TAL effector-DNA specificity.

TAL effectors are important virulence factors of bacterial plant pathogenic Xanthomonas, which infect a wide variety of plants including valuable crops like pepper, rice, and citrus. TAL proteins are translocated via the bacterial type III secretion system into host cells and induce transcription of plant genes by binding to target gene promoters. Members of the TAL effector family differ mainly in their central domain of tandemly arranged repeats of typically 34 amino acids each with hypervariable di-amino acids at positions 12 and 13. We recently showed that target DNA-recognition specificity of TAL effectors is encoded in a modular and clearly predictable mode. The repeats of TAL effectors feature a surprising one repeat-to-one-bp correlation with different repeat types exhibiting a different DNA base pair specificity. Accordingly, we predicted DNA specificities of TAL effectors and generated artificial TAL proteins with novel DNA recognition specificities. We describe here novel artificial TALs and discuss implications for the DNA recognition specificity. The unique TAL-DNA binding domain allows design of proteins with potentially any given DNA recognition specificity enabling many uses for biotechnology.

Breaking the code of DNA binding specificity of TAL-type III effectors.

The pathogenicity of many bacteria depends on the injection of effector proteins via type III secretion into eukaryotic cells in order to manipulate cellular processes. TAL (transcription activator-like) effectors from plant pathogenic Xanthomonas are important virulence factors that act as transcriptional activators in the plant cell nucleus, where they directly bind to DNA via a central domain of tandem repeats. Here, we show how target DNA specificity of TAL effectors is encoded. Two hypervariable amino acid residues in each repeat recognize one base pair in the target DNA. Recognition sequences of TAL effectors were predicted and experimentally confirmed. The modular protein architecture enabled the construction of artificial effectors with new specificities. Our study describes the functionality of a distinct type of DNA binding domain and allows the design of DNA binding domains for biotechnology.

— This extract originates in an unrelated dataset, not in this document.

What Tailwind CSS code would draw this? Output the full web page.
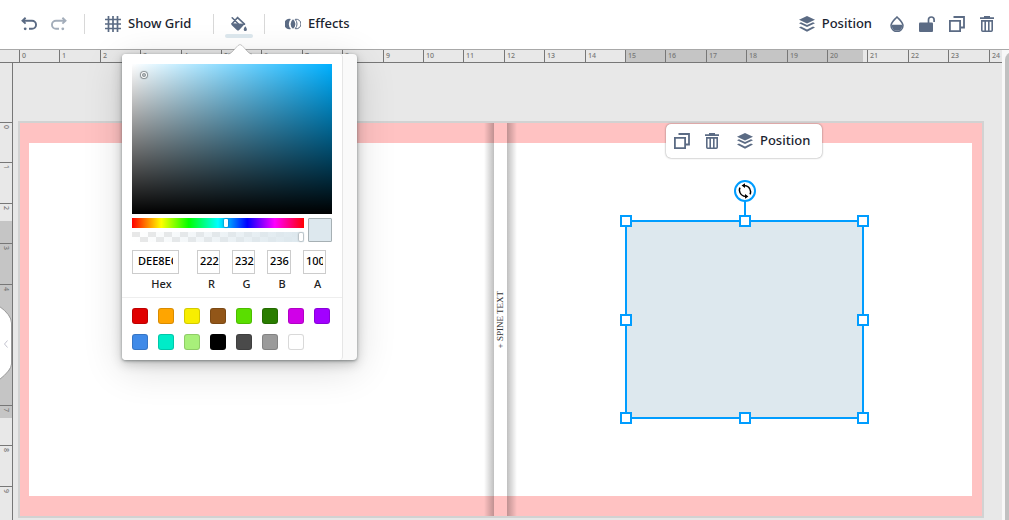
<!DOCTYPE html>
<html lang="en">
<head>
<meta charset="utf-8">
<meta name="viewport" content="width=device-width, initial-scale=1">
<title>Cover editor</title>
<script src="https://cdn.jsdelivr.net/npm/@tailwindcss/browser@4"></script>
</head>
<body class="flex h-screen flex-col overflow-hidden bg-white font-['Noto_Sans',sans-serif] text-[13px] font-medium text-[#1b2430]">

<!-- Icon sprite -->
<svg class="hidden" aria-hidden="true">
  <symbol id="undo" viewBox="0 0 16 16"><path d="M4.600 1.800L1.500 4.700l3.100 2.900M2 4.700h9a3.900 3.900 0 0 1 0 8.100H8" fill="none" stroke="currentColor" stroke-width="1.900"/><circle cx="4.200" cy="12.800" r="1.400" fill="currentColor"/></symbol>
  <symbol id="grid" viewBox="0 0 16 16"><path d="M3.500 0v16M8 0v16M12.500 0v16M0 3.500h16M0 8h16M0 12.500h16" fill="none" stroke="currentColor" stroke-width="1.700"/></symbol>
  <symbol id="bucket" viewBox="0 0 16 16"><path d="M1.200 1.800l6 6M6.600 1.400L1.300 7.600M6.600 1.600l6.900 6.600" stroke="currentColor" stroke-width="1.600" stroke-linecap="round" fill="none"/><path d="M.2 7.300L14 7.800 8.200 14q-1.200 1.200-2.400 0L.8 9.300Q0 8.300.2 7.300z" fill="currentColor"/><path d="M14.300 10.300q1.600 2 1.600 3.200a1.600 1.600 0 0 1-3.200 0q0-1.200 1.600-3.200z" fill="currentColor"/></symbol>
  <symbol id="effects" viewBox="0 0 16 16"><path d="M5.900 3a5.200 5.200 0 1 0 0 10a7 7 0 0 1 0-10z" fill="currentColor"/><path d="M8 3.200a6 6 0 0 1 0 9.600a6 6 0 0 1 0-9.600z" fill="currentColor"/><path d="M10.200 3.300a4.800 4.800 0 1 1 0 9.400a7 7 0 0 0 0-9.400z" fill="none" stroke="currentColor" stroke-width="1"/></symbol>
  <symbol id="layers" viewBox="0 0 16 16"><path d="M8 0l8 3.700-8 3.700-8-3.700z" fill="currentColor"/><path d="M0 7.200l2-.9 6 2.800 6-2.800 2 .9-8 3.900zM0 11.500l2-.9 6 2.800 6-2.800 2 .9L8 15.800z" fill="currentColor"/></symbol>
  <symbol id="drop" viewBox="0 0 16 16"><path d="M8 .9c3 3.200 6 5.500 6 8.700a6 6 0 0 1-12 0C2 6.400 5 4.100 8 .9z" fill="none" stroke="currentColor" stroke-width="1.500"/><path d="M2.500 8.700h11q-.3 6-5.500 6t-5.500-6z" fill="currentColor"/></symbol>
  <symbol id="unlock" viewBox="0 0 16 16"><rect y="6.500" width="14" height="9.500" rx="1" fill="currentColor"/><path d="M9.500 7V3.800a2.800 2.800 0 0 1 5.600 0V6" fill="none" stroke="currentColor" stroke-width="1.700"/></symbol>
  <symbol id="copy" viewBox="0 0 16 16"><path d="M.9 4.900h10.200v10.200H.9zM4.500 1h10.500v10.500h-3" fill="none" stroke="currentColor" stroke-width="1.800"/></symbol>
  <symbol id="trash" viewBox="0 0 16 16"><path d="M5 0h6v1.300h4V3H1V1.300h4z" fill="currentColor"/><path d="M2.800 4.500V14.300q0 .9.900.9h8.600q.9 0 .9-.9V4.500M2 4.900h12M6.200 5v10M9.800 5v10" fill="none" stroke="currentColor" stroke-width="1.600"/></symbol>
</svg>

<header class="flex h-[50px] shrink-0 items-center justify-between border-b border-[#a8a8a8] bg-white pr-3.5 pb-px pl-[21px]">
  <div class="flex items-center">
    <button class="text-[#5b6b84]" aria-label="Undo"><svg class="size-4"><use href="#undo"/></svg></button>
    <button class="ml-3.5 text-[#a3adba]" aria-label="Redo"><svg class="size-4 -scale-x-100"><use href="#undo"/></svg></button>
    <span class="ml-[17px] h-5 w-px bg-[#d8d8d8]"></span>
    <button class="ml-5 flex w-22 items-center gap-[7px] whitespace-nowrap"><svg class="size-4 shrink-0 text-[#5b6b84]"><use href="#grid"/></svg>Show Grid</button>
    <span class="ml-5 h-5 w-px bg-[#d8d8d8]"></span>
    <button class="relative mx-[11px] flex h-7 w-7 items-center justify-center text-[#5b6b84]" aria-label="Fill color"><svg class="size-4"><use href="#bucket"/></svg><span class="absolute inset-x-0 bottom-0 h-1 rounded-full bg-[#dde8ee]"></span></button>
    <span class="h-5 w-px bg-[#d8d8d8]"></span>
    <button class="ml-5 flex items-center gap-[7px]"><svg class="size-4 text-[#5b6b84]"><use href="#effects"/></svg>Effects</button>
  </div>
  <div class="flex items-center gap-3.5 text-[#5b6b84]">
    <button class="mr-[3px] flex items-center gap-[7px]"><svg class="size-4"><use href="#layers"/></svg><span class="text-[#1b2430]">Position</span></button>
    <button aria-label="Opacity"><svg class="size-4"><use href="#drop"/></svg></button>
    <button aria-label="Unlock"><svg class="size-4"><use href="#unlock"/></svg></button>
    <button aria-label="Duplicate"><svg class="size-4"><use href="#copy"/></svg></button>
    <button aria-label="Delete"><svg class="size-4"><use href="#trash"/></svg></button>
  </div>
</header>

<main class="relative flex min-h-0 flex-1 bg-[#f8f8f8]">
  <div class="flex min-w-0 flex-1 flex-col bg-[#e8e8e8]">
    <div id="ruler-x" class="relative h-[13px] shrink-0 overflow-hidden border-b border-[#777] text-[7px] leading-[12px] text-[#777]">
      <div class="absolute inset-y-0 left-[625px] w-[238px] bg-[#c5c5c5]"></div>
    </div>
    <div class="flex min-h-0 flex-1">
      <div id="ruler-y" class="relative w-[13px] shrink-0 overflow-hidden border-r border-[#777] text-[7px] leading-[12px] text-[#777]">
        <div class="absolute inset-x-0 top-[158px] h-[197px] bg-[#c5c5c5]"></div>
      </div>

      <section class="relative min-w-0 flex-1 overflow-hidden" aria-label="Canvas">
        <!-- Cover spread -->
        <div class="absolute top-[58px] left-[5px] h-[397px] w-[966px] border-2 border-[#d2d2d2] bg-[#ffc2c2]">
          <div class="h-full pt-5 pr-[10px] pb-5 pl-[9px]"><div class="h-full bg-white"></div></div>
          <div class="absolute inset-y-0 left-[464px] flex w-[33px]">
            <div class="w-[10px] bg-linear-to-r from-transparent to-black/25"></div>
            <div class="flex w-[13px] items-center justify-center"><span class="rotate-180 font-['Liberation_Serif',serif] text-[9px] leading-none font-normal whitespace-nowrap text-[#333] [writing-mode:vertical-rl]">+ SPINE TEXT</span></div>
            <div class="w-[10px] bg-linear-to-r from-black/25 to-transparent"></div>
          </div>
        </div>

        <!-- Selected rectangle -->
        <div class="absolute top-[157px] left-[612px] h-[199px] w-[239px] border-2 border-[#009dff] bg-[#dde8ee]">
          <div class="absolute -inset-px">
            <span class="absolute -top-5 left-1/2 h-5 w-[2px] -translate-x-1/2 bg-[#009dff]"></span>
            <button class="absolute -top-[41px] left-1/2 flex size-[22px] -translate-x-1/2 items-center justify-center rounded-full border-2 border-[#009dff] bg-white text-black" aria-label="Rotate">
              <svg class="size-4 shrink-0" viewBox="0 0 16 16"><path d="M6.500 2.600Q12.800 2.600 13.600 8.500q.1 1.500-.6 2.800M9.500 13.400Q3.200 13.400 2.400 7.500q-.1-1.500.6-2.800" fill="none" stroke="currentColor" stroke-width="1.500"/><path d="M8 .2v4.800L4.600 2.600zM8 11v4.800l3.400-2.400z" fill="currentColor"/></svg>
            </button>
            <span class="absolute top-0 left-0 size-3 -translate-1/2 border-2 border-[#009dff] bg-white"></span>
            <span class="absolute top-0 left-1/2 size-3 -translate-1/2 border-2 border-[#009dff] bg-white"></span>
            <span class="absolute top-0 left-full size-3 -translate-1/2 border-2 border-[#009dff] bg-white"></span>
            <span class="absolute top-1/2 left-0 size-3 -translate-1/2 border-2 border-[#009dff] bg-white"></span>
            <span class="absolute top-1/2 left-full size-3 -translate-1/2 border-2 border-[#009dff] bg-white"></span>
            <span class="absolute top-full left-0 size-3 -translate-1/2 border-2 border-[#009dff] bg-white"></span>
            <span class="absolute top-full left-1/2 size-3 -translate-1/2 border-2 border-[#009dff] bg-white"></span>
            <span class="absolute top-full left-full size-3 -translate-1/2 border-2 border-[#009dff] bg-white"></span>
          </div>
        </div>

        <!-- Context toolbar -->
        <div class="absolute top-[61px] left-[653px] flex h-[34px] items-center rounded-[5px] bg-white pr-3 pl-2 text-[#5b6b84] shadow-[0_0_2px_rgba(0,0,0,0.5)]">
          <button aria-label="Duplicate"><svg class="size-4"><use href="#copy"/></svg></button>
          <button class="ml-3.5" aria-label="Delete"><svg class="size-4"><use href="#trash"/></svg></button>
          <button class="ml-[17px] flex items-center gap-[7px]"><svg class="size-4"><use href="#layers"/></svg><span class="text-[#1b2430]">Position</span></button>
        </div>
      </section>
    </div>
  </div>

  <div class="w-[7px] shrink-0 overflow-hidden bg-[#f8f8f8] pt-0.5 pl-[3px]"><div class="h-full w-2 rounded-tl-full bg-[#c1c1c1]"></div></div>

  <!-- Side panel handle -->
  <button class="absolute top-[254px] left-0 h-20 w-3" aria-label="Collapse panel">
    <svg class="h-20 w-3" viewBox="0 0 12 80"><path d="M-1 2Q11.500 11 11.500 19V60Q11.500 66 -1 76" fill="#fff" stroke="#999"/><path d="M7.500 36.500L4.500 40l3 3.500" fill="none" stroke="#c3c3cf"/></svg>
  </button>

  <!-- Fill colour popover -->
  <div class="absolute top-1 left-[122px] flex w-[235px] rounded-[4px] bg-[#fafafa] text-[11px] text-[#222] shadow-[0_1px_3px_rgba(60,70,70,0.55),0_4px_12px_rgba(0,0,0,0.2),0_8px_40px_rgba(0,0,0,0.14)]">
    <svg class="absolute -top-[11px] left-[106px] h-3 w-6" viewBox="0 0 24 12"><path d="M0 12Q2 11 4 9L10 2.500Q12 .5 14 2.500L20 9Q22 11 24 12z" fill="#fff"/><path d="M0 11Q2 11 4 9L10 2.500Q12 .5 14 2.500L20 9Q22 11 24 11" fill="none" stroke="#000" stroke-opacity=".25" stroke-width=".8"/></svg>
    <div class="w-[221px] rounded-[4px] border-r border-[#e6e6e6] bg-white">
      <div class="px-[10px] pt-[10px]">
        <div class="relative h-[150px] bg-[#00b0ff] bg-[linear-gradient(to_top,#000,transparent),linear-gradient(to_right,#fff,transparent)]">
          <span class="absolute top-2 left-[9px] size-1.5 rounded-full border border-white bg-black/20 shadow-[inset_0_0_1px_#000,0_0_1px_1px_#0006]"></span>
        </div>
        <div class="mt-1 flex gap-1">
          <div class="flex-1 space-y-1">
            <div class="relative h-[10px] bg-[linear-gradient(to_right,#f00_0%,#ff0_17%,#0f0_33%,#0ff_50%,#00f_67%,#f0f_83%,#f00_100%)]"><span class="absolute top-px left-[92px] h-2 w-1 rounded-[1px] bg-white shadow-[0_0_2px_#0008]"></span></div>
            <div class="relative h-[10px] bg-[linear-gradient(to_right,transparent,#dde8ee),conic-gradient(#fff_25%,#e8e8e8_0_50%,#fff_0_75%,#e8e8e8_0)] bg-[size:100%_100%,16px_10px]"><span class="absolute top-px right-px h-2 w-1 rounded-[1px] bg-white shadow-[0_0_2px_#0009]"></span></div>
          </div>
          <div class="size-6 rounded-[1px] border border-[#a6b0b4] bg-[#dde8ee]"></div>
        </div>
        <div class="mt-2 flex gap-3 text-center">
          <div class="mr-1.5 w-[47px]"><input id="hex" value="DEE8EC" class="block h-6 w-full border border-[#ccc] px-[5px] pb-[3px] text-black"><label for="hex" class="ml-3 block pt-[2px] leading-4">Hex</label></div>
          <div class="w-[23px]"><input id="r" value="222" class="block h-6 w-full border border-[#ccc] pb-[3px] pl-[2px] text-black"><label for="r" class="ml-1.5 block pt-[2px] leading-4">R</label></div>
          <div class="w-[23px]"><input id="g" value="232" class="block h-6 w-full border border-[#ccc] pb-[3px] pl-[2px] text-black"><label for="g" class="ml-1.5 block pt-[2px] leading-4">G</label></div>
          <div class="w-[24px]"><input id="b" value="236" class="block h-6 w-full border border-[#ccc] pb-[3px] pl-[2px] text-black"><label for="b" class="ml-1.5 block pt-[2px] leading-4">B</label></div>
          <div class="w-[23px]"><input id="a" value="100" class="block h-6 w-full border border-[#ccc] pr-[2px] pb-[3px] pl-[2px] text-black"><label for="a" class="ml-1.5 block pt-[2px] leading-4">A</label></div>
        </div>
      </div>
      <div class="mt-[5px] flex flex-wrap gap-[10px] border-t border-[#eee] p-[10px] *:size-4 *:rounded-[3px] *:border *:border-black/15">
        <button class="bg-[#e00000]" aria-label="Red"></button>
        <button class="bg-[#ffa500]" aria-label="Orange"></button>
        <button class="bg-[#f8ee00]" aria-label="Yellow"></button>
        <button class="bg-[#925618]" aria-label="Brown"></button>
        <button class="bg-[#5ade00]" aria-label="Green"></button>
        <button class="bg-[#2a7d00]" aria-label="Dark green"></button>
        <button class="bg-[#d000e8]" aria-label="Magenta"></button>
        <button class="bg-[#a200ff]" aria-label="Violet"></button>
        <button class="bg-[#3f8ae8]" aria-label="Blue"></button>
        <button class="bg-[#00ecc8]" aria-label="Turquoise"></button>
        <button class="bg-[#a8f07a]" aria-label="Light green"></button>
        <button class="bg-black" aria-label="Black"></button>
        <button class="bg-[#4a4a4a]" aria-label="Dark gray"></button>
        <button class="bg-[#9b9b9b]" aria-label="Gray"></button>
        <button class="bg-white" aria-label="White"></button>
      </div>
    </div>
  </div>
</main>

<script>
  // Ruler marks: one inch equals 40.4 canvas pixels at this zoom.
  const inch = 40.4;
  const rx = document.getElementById('ruler-x');
  const ry = document.getElementById('ruler-y');
  for (let i = 0; i <= 24; i++) {
    const t = document.createElement('div');
    t.className = 'absolute inset-y-0 border-l border-[#777] pl-[2px]';
    t.style.left = Math.round(19 + i * inch) + 'px';
    t.textContent = i;
    rx.append(t);
  }
  for (let i = 0; i <= 9; i++) {
    const t = document.createElement('div');
    t.className = 'absolute inset-x-0 border-t border-[#777] pt-[2px] [writing-mode:vertical-rl]';
    t.style.top = Math.round(59 + i * inch) + 'px';
    t.textContent = i;
    ry.append(t);
  }
</script>
</body>
</html>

Recognition of AvrBs3-like proteins is mediated by specific binding to promoters of matching pepper Bs3 alleles.

The pepper (Capsicum annuum) bacterial spot (Bs) resistance gene Bs3 and its allelic variant Bs3-E mediate recognition of the Xanthomonas campestris pv vesicatoria type III effector protein AvrBs3 and its deletion derivative AvrBs3Deltarep16. Recognition specificity resides in the Bs3 and Bs3-E promoters and is determined by a defined promoter region, the UPA (for up-regulated by AvrBs3) box. Using site-directed mutagenesis, we defined the exact boundaries of the UPA(AvrBs3) box of the Bs3 promoter and the UPA(AvrBs3Deltarep16) box of the Bs3-E promoter and show that both boxes overlap by at least 11 nucleotides. Despite partial sequence identity, the UPA(AvrBs3) box and the UPA(AvrBs3Deltarep16) box were bound specifically by the corresponding AvrBs3 and AvrBs3Deltarep16 proteins, respectively, suggesting that selective promoter binding of AvrBs3-like proteins is the basis for promoter activation specificity. We also demonstrate that the UPA(AvrBs3) box retains its functionality at different positions within the pepper Bs3 promoter and confers AvrBs3 inducibility in a novel promoter context. Notably, the transfer of the UPA(AvrBs3) box to different promoter locations is always correlated with a new transcriptional start site. The analysis of naturally occurring Bs3 alleles revealed many pepper accessions that encode a nonfunctional Bs3 variant. These accessions showed no apparent abnormalities, supporting the supposition that Bs3 functions only in disease resistance and not in other developmental or physiological processes.